Pages as source code:
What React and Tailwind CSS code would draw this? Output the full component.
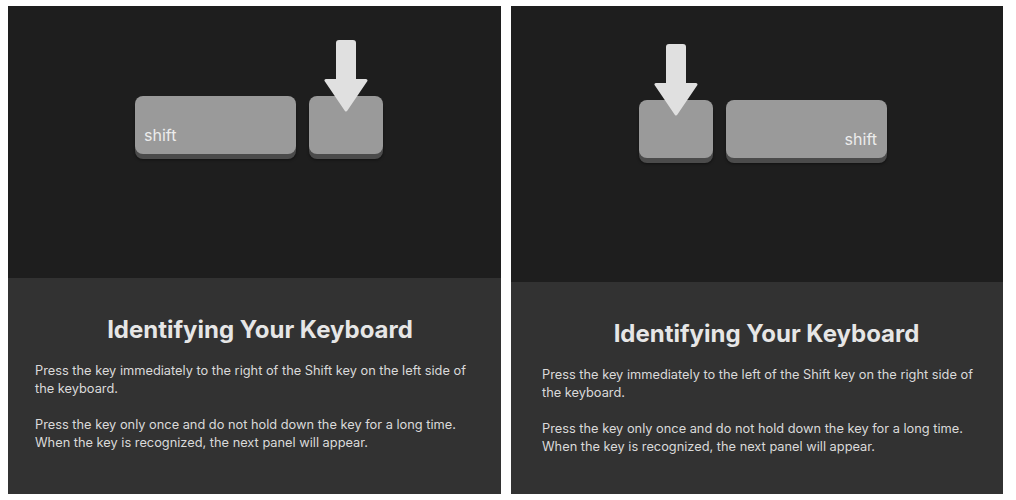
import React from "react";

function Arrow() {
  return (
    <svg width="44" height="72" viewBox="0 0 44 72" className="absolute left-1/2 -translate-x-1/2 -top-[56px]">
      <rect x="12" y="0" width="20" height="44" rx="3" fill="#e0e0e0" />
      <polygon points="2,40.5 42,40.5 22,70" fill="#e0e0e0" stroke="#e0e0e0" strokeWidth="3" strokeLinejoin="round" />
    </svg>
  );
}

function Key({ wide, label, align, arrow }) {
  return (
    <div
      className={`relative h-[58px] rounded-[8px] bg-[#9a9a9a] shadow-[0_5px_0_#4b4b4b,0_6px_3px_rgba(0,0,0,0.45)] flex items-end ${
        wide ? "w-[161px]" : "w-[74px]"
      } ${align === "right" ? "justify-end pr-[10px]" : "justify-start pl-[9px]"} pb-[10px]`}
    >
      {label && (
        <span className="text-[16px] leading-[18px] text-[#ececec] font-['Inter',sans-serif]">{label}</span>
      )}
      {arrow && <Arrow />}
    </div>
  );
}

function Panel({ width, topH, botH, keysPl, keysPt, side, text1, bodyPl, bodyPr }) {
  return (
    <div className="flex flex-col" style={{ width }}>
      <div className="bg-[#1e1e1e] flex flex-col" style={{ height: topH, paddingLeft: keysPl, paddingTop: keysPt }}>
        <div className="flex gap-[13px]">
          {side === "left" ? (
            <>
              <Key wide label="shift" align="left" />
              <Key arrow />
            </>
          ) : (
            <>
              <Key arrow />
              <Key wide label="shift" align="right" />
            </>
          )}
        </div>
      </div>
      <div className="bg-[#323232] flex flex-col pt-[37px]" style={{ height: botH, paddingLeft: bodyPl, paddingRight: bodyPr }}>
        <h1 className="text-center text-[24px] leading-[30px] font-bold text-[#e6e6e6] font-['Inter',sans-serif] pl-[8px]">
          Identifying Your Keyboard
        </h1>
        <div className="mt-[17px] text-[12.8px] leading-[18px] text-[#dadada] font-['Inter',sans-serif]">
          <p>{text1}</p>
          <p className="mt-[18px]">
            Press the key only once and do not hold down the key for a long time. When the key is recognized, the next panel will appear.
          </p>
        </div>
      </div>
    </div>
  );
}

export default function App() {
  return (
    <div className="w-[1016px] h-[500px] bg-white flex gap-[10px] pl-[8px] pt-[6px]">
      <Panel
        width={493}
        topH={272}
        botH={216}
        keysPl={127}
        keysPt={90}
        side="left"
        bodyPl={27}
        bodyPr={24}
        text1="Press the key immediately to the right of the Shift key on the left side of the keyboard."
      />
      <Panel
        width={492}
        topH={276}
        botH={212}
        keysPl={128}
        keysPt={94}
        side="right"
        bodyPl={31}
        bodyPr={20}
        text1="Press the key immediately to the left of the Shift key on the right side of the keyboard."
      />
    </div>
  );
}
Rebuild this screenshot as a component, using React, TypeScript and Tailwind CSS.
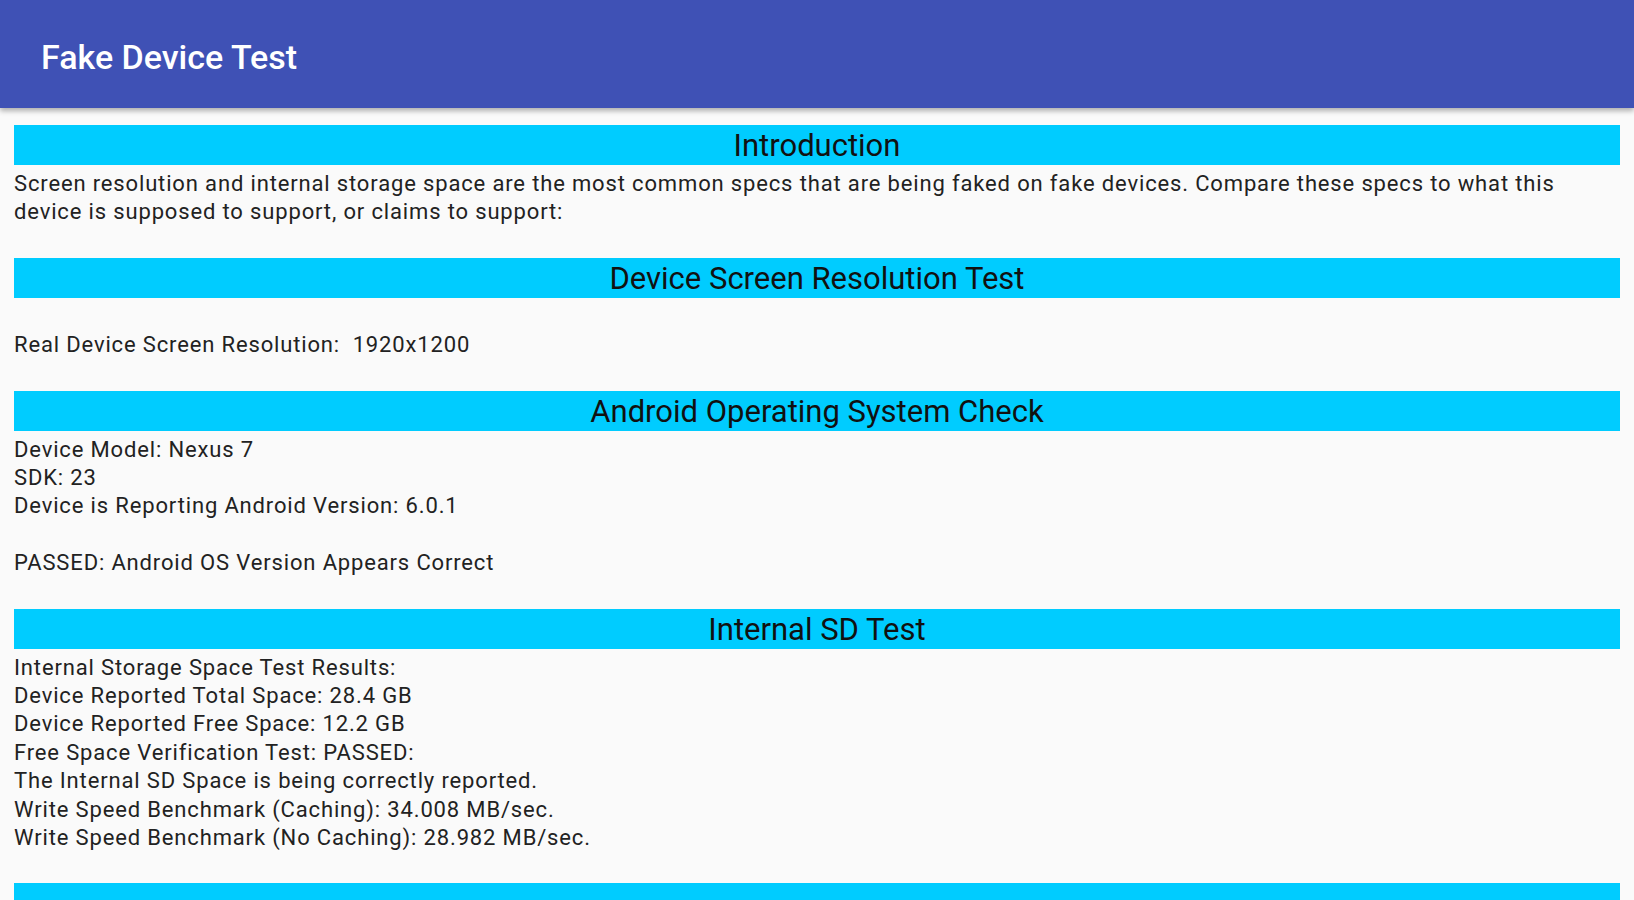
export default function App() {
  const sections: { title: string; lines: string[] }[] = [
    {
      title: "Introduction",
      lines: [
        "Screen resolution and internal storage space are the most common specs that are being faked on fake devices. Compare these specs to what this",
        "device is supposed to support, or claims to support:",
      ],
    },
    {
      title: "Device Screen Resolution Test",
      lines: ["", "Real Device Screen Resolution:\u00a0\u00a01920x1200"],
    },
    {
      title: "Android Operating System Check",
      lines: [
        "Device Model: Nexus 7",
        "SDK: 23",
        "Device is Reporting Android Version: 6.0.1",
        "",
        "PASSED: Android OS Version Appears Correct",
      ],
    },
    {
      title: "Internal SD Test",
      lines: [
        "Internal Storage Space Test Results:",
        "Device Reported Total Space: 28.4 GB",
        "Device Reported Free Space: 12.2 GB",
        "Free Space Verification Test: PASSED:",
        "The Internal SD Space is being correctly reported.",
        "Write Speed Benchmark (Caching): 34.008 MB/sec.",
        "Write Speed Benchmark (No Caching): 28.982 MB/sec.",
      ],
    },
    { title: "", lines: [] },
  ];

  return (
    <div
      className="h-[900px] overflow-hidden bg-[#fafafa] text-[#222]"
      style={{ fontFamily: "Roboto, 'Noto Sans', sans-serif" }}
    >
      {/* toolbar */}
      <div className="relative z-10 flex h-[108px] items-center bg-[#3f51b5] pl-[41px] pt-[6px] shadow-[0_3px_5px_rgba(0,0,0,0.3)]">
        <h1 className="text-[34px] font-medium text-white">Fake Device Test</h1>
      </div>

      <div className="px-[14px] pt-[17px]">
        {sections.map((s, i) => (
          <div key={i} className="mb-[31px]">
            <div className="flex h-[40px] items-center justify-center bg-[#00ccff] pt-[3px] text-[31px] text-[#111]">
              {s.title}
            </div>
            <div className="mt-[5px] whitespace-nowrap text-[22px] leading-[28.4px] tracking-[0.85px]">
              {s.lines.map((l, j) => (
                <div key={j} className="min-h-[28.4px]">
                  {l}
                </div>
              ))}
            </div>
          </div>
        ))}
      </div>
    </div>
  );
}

→ Set exercise
Copy out each line of the data containing the string "component".

→ Exercise response
What React and Tailwind CSS code would draw this? Output the full component.
Rebuild this screenshot as a component, using React, TypeScript and Tailwind CSS.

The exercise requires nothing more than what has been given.